Some can smell with their nose and the aroma is pleasant for some or produce nausea in others.

Ears can hear the same song. One will laugh. One will cry.

Our emotions react differently by the stimuli around us. Our emotions are influenced by others around us.

For some, being with others is a blessing and for others, it is a saddening or traumatic experience. The human touch can make us cringe at what we physically feel or it can propel us to enjoy the material items we touch.

Our senses do play a key role in how we get caught up in the emotional and psychological elements of the holiday season. These things contribute to how we shop and how we spend our money.

How many are still paying for items purchased from last year’s holiday season? How many will be in debt from this holiday season? When does the debt end? When will we seek to give and teach gifts that are greater than the value of a dollar or a penny?
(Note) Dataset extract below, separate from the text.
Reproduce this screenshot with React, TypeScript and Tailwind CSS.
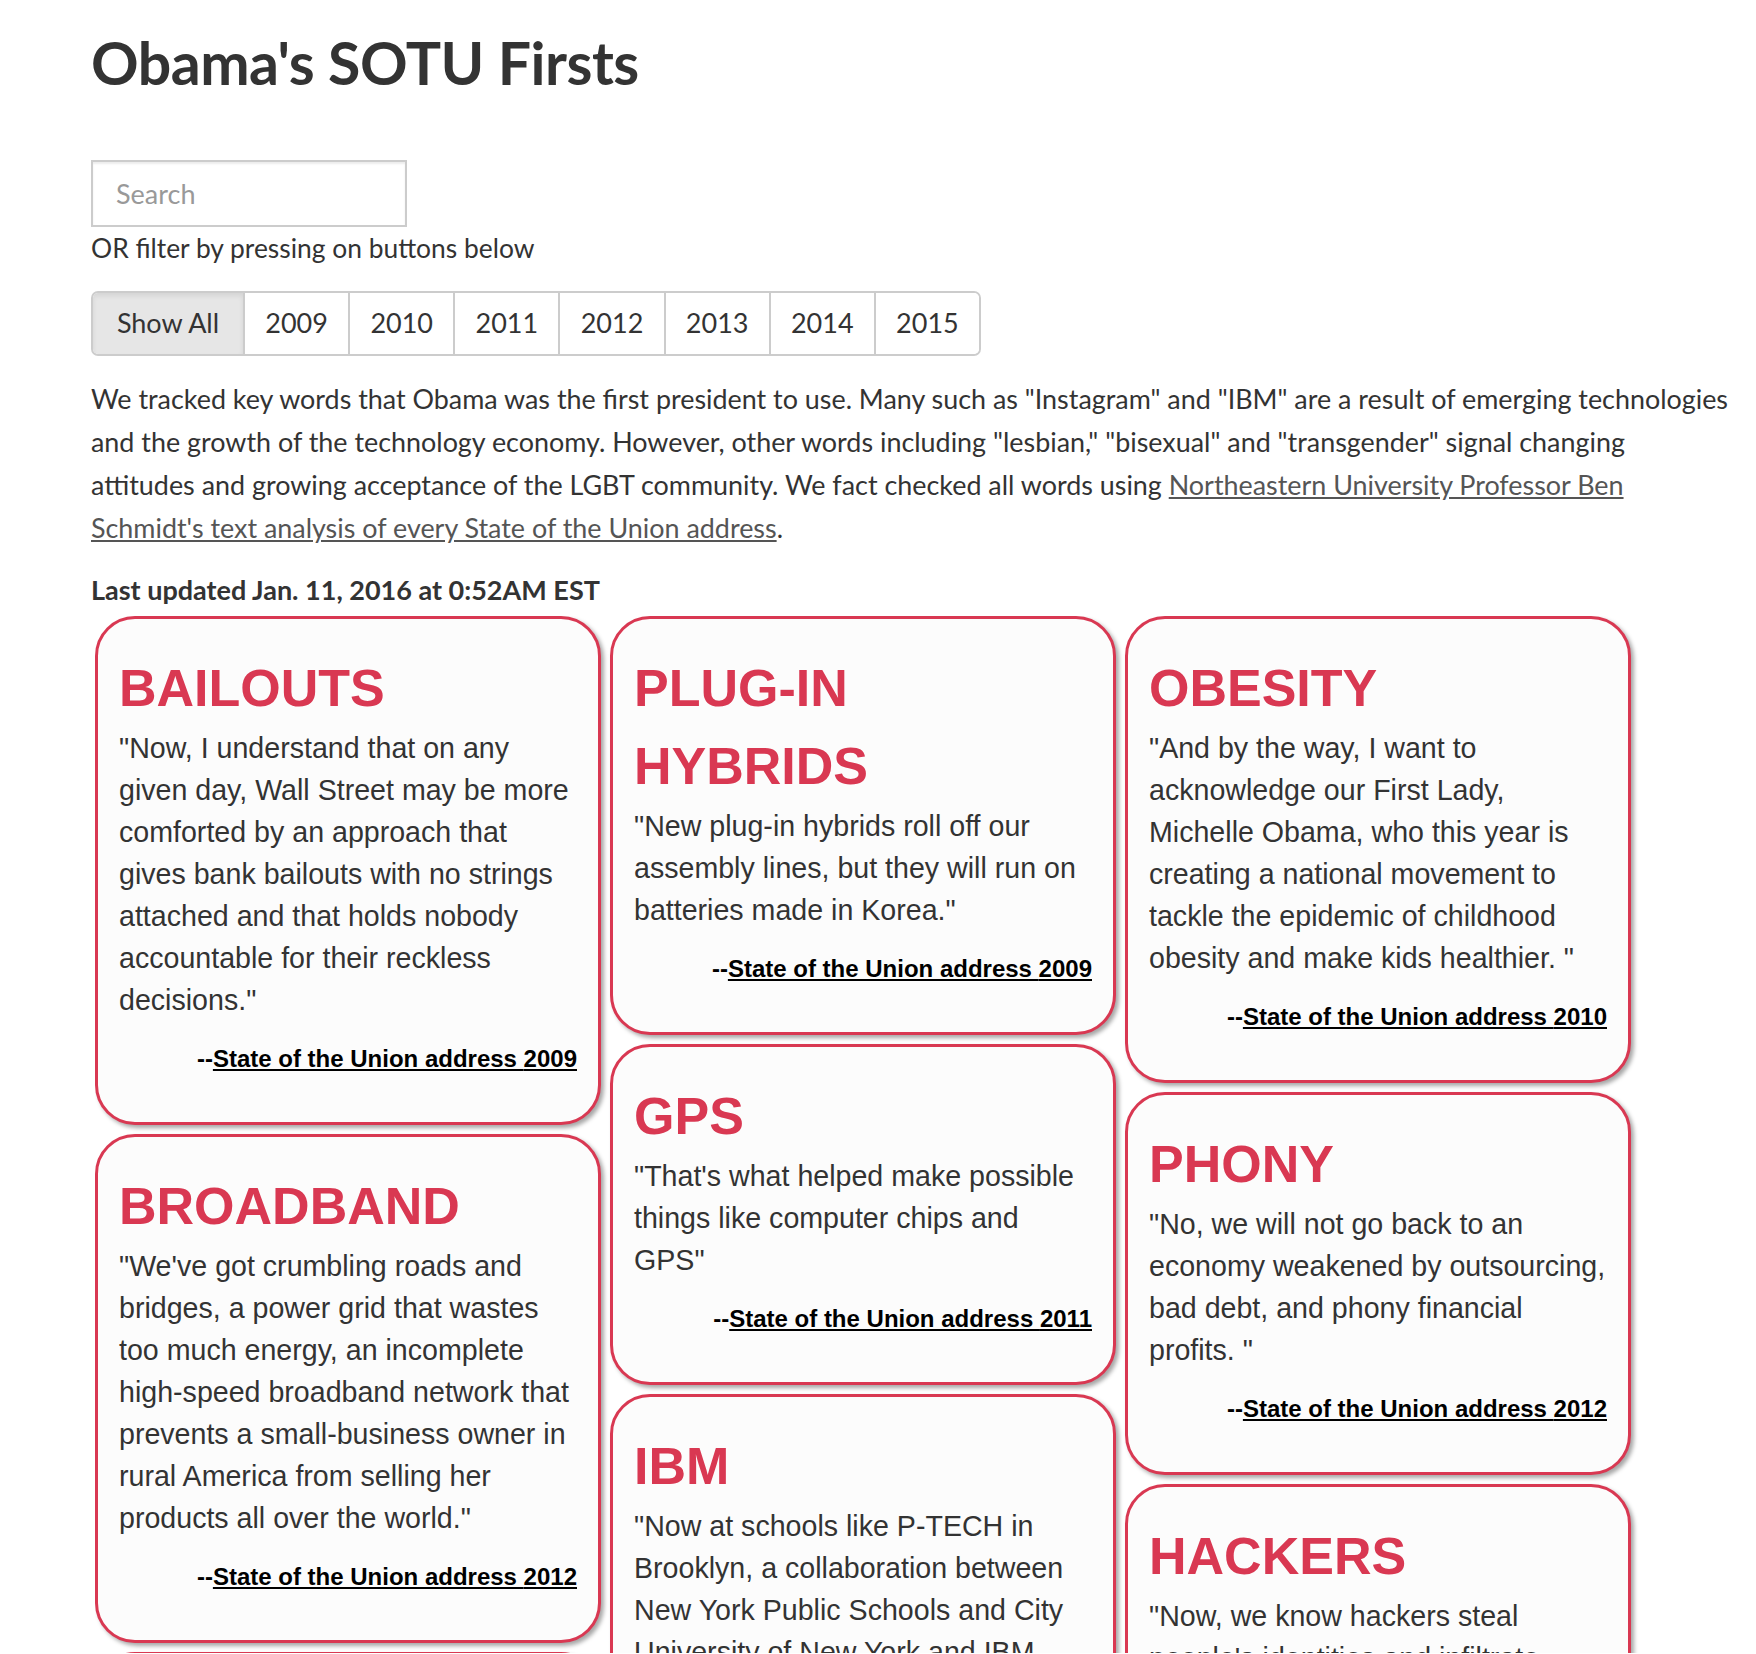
import React, { useState } from 'react';

interface First {
  word: string;
  quote: string;
  year: number;
}

const columns: First[][] = [
  [
    {
      word: 'BAILOUTS',
      quote:
        '"Now, I understand that on any given day, Wall Street may be more comforted by an approach that gives bank bailouts with no strings attached and that holds nobody accountable for their reckless decisions."',
      year: 2009,
    },
    {
      word: 'BROADBAND',
      quote:
        '"We\'ve got crumbling roads and bridges, a power grid that wastes too much energy, an incomplete high-speed broadband network that prevents a small-business owner in rural America from selling her products all over the world."',
      year: 2012,
    },
    {
      word: 'LESBIAN',
      quote:
        '"That\'s why we defend free speech, and advocate for political prisoners, and condemn the persecution of women, or religious minorities, or people who are lesbian, gay, bisexual or transgender."',
      year: 2015,
    },
  ],
  [
    {
      word: 'PLUG-IN HYBRIDS',
      quote: '"New plug-in hybrids roll off our assembly lines, but they will run on batteries made in Korea."',
      year: 2009,
    },
    {
      word: 'GPS',
      quote: '"That\'s what helped make possible things like computer chips and GPS"',
      year: 2011,
    },
    {
      word: 'IBM',
      quote:
        '"Now at schools like P-TECH in Brooklyn, a collaboration between New York Public Schools and City University of New York and IBM, students will graduate with a high school diploma and an associate\'s degree in computers or engineering."',
      year: 2013,
    },
  ],
  [
    {
      word: 'OBESITY',
      quote:
        '"And by the way, I want to acknowledge our First Lady, Michelle Obama, who this year is creating a national movement to tackle the epidemic of childhood obesity and make kids healthier. "',
      year: 2010,
    },
    {
      word: 'PHONY',
      quote: '"No, we will not go back to an economy weakened by outsourcing, bad debt, and phony financial profits. "',
      year: 2012,
    },
    {
      word: 'HACKERS',
      quote: '"Now, we know hackers steal people\'s identities and infiltrate private emails."',
      year: 2015,
    },
  ],
];

const years = ['Show All', '2009', '2010', '2011', '2012', '2013', '2014', '2015'];

const Card: React.FC<{ item: First }> = ({ item }) => (
  <div className="mb-[9px] rounded-[40px] border-[3px] border-[#d93852] bg-[#fcfcfc] px-[21px] pt-[30px] pb-[45px] shadow-[3px_3px_4px_rgba(0,0,0,0.35)] font-['Liberation_Sans',Arial,sans-serif]">
    <h2 className="text-[52px] font-bold leading-[78px] text-[#d93852]">{item.word}</h2>
    <p className="mb-[20px] text-[28.6px] leading-[42px] text-[#333]">{item.quote}</p>
    <p className="text-right text-[24px] font-bold leading-[36px] text-black">
      --<a href="#" className="underline">State of the Union address {item.year}</a>
    </p>
  </div>
);

export default function App() {
  const [active, setActive] = useState('Show All');
  const [query, setQuery] = useState('');

  return (
    <div className="min-h-screen bg-white px-[91px] pt-[32px] text-[#333] font-['Lato','Liberation_Sans',sans-serif]">
      <h1 className="text-[59px] font-bold leading-[62px] tracking-[-0.5px]">Obama's SOTU Firsts</h1>

      <input
        type="text"
        value={query}
        onChange={(e) => setQuery(e.target.value)}
        placeholder="Search"
        className="mt-[66px] block h-[67px] w-[316px] border-2 border-[#ccc] px-[23px] text-[27px] shadow-[inset_0_2px_2px_rgba(0,0,0,0.075)] placeholder:text-[#999] outline-none"
      />
      <p className="text-[26.4px] leading-[43px]">OR filter by pressing on buttons below</p>

      <div className="mt-[21px] flex w-[890px] overflow-hidden rounded-[7px] border-2 border-[#ccc]">
        {years.map((y, i) => (
          <button
            key={y}
            onClick={() => setActive(y)}
            className={`h-[61px] text-[27px] ${i === 0 ? 'w-[150px]' : 'flex-1 border-l-2 border-[#ccc]'} ${
              active === y ? 'bg-[#e6e6e6] shadow-[inset_0_3px_5px_rgba(0,0,0,0.08)]' : 'bg-white'
            }`}
          >
            {y}
          </button>
        ))}
      </div>

      <p className="mt-[21px] text-[26.9px] leading-[43px] whitespace-nowrap">
        We tracked key words that Obama was the first president to use. Many such as "Instagram" and "IBM" are a result of emerging technologies
        <br />
        and the growth of the technology economy. However, other words including "lesbian," "bisexual" and "transgender" signal changing
        <br />
        attitudes and growing acceptance of the LGBT community. We fact checked all words using{' '}
        <a href="#" className="text-[#555] underline">
          Northeastern University Professor Ben
          <br />
          Schmidt's text analysis of every State of the Union address
        </a>
        .
      </p>

      <p className="mt-[19px] text-[27px] font-bold leading-[43px]">Last updated Jan. 11, 2016 at 0:52AM EST</p>

      <div className="mt-[5px] ml-[4px] flex h-[1037px] items-start gap-[9px] overflow-hidden">
        {columns.map((col, ci) => (
          <div key={ci} className="flex w-[506px] shrink-0 flex-col">
            {col.map((item) => (
              <Card key={item.word} item={item} />
            ))}
          </div>
        ))}
      </div>
    </div>
  );
}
Emotions change every second. Material items we value this year will not hold the same emotional value next year. It takes analyzing, problem solving, and being a rational active person to stay in control of holiday spending. To increase our holiday budgets and control our finances is to look for ways to spend wisely and maturely. To give gifts that are not of the latest trends will always be the hardest obstacle to overcome in holiday spending by decreasing temporary temptations to increase permanent positive results. Create and give gifts that will hold value this holiday season and provide purpose for many more years to come.

We seek to gift from a sale ad. When in reality, most want more than money cannot buy. Try giving more emotional heart of the holidays by spending less money. Focus on being in financial control to give from the heart. Lead the responsible example of financial budget control. These gifts will last a lifetime. Temporary gifts never will.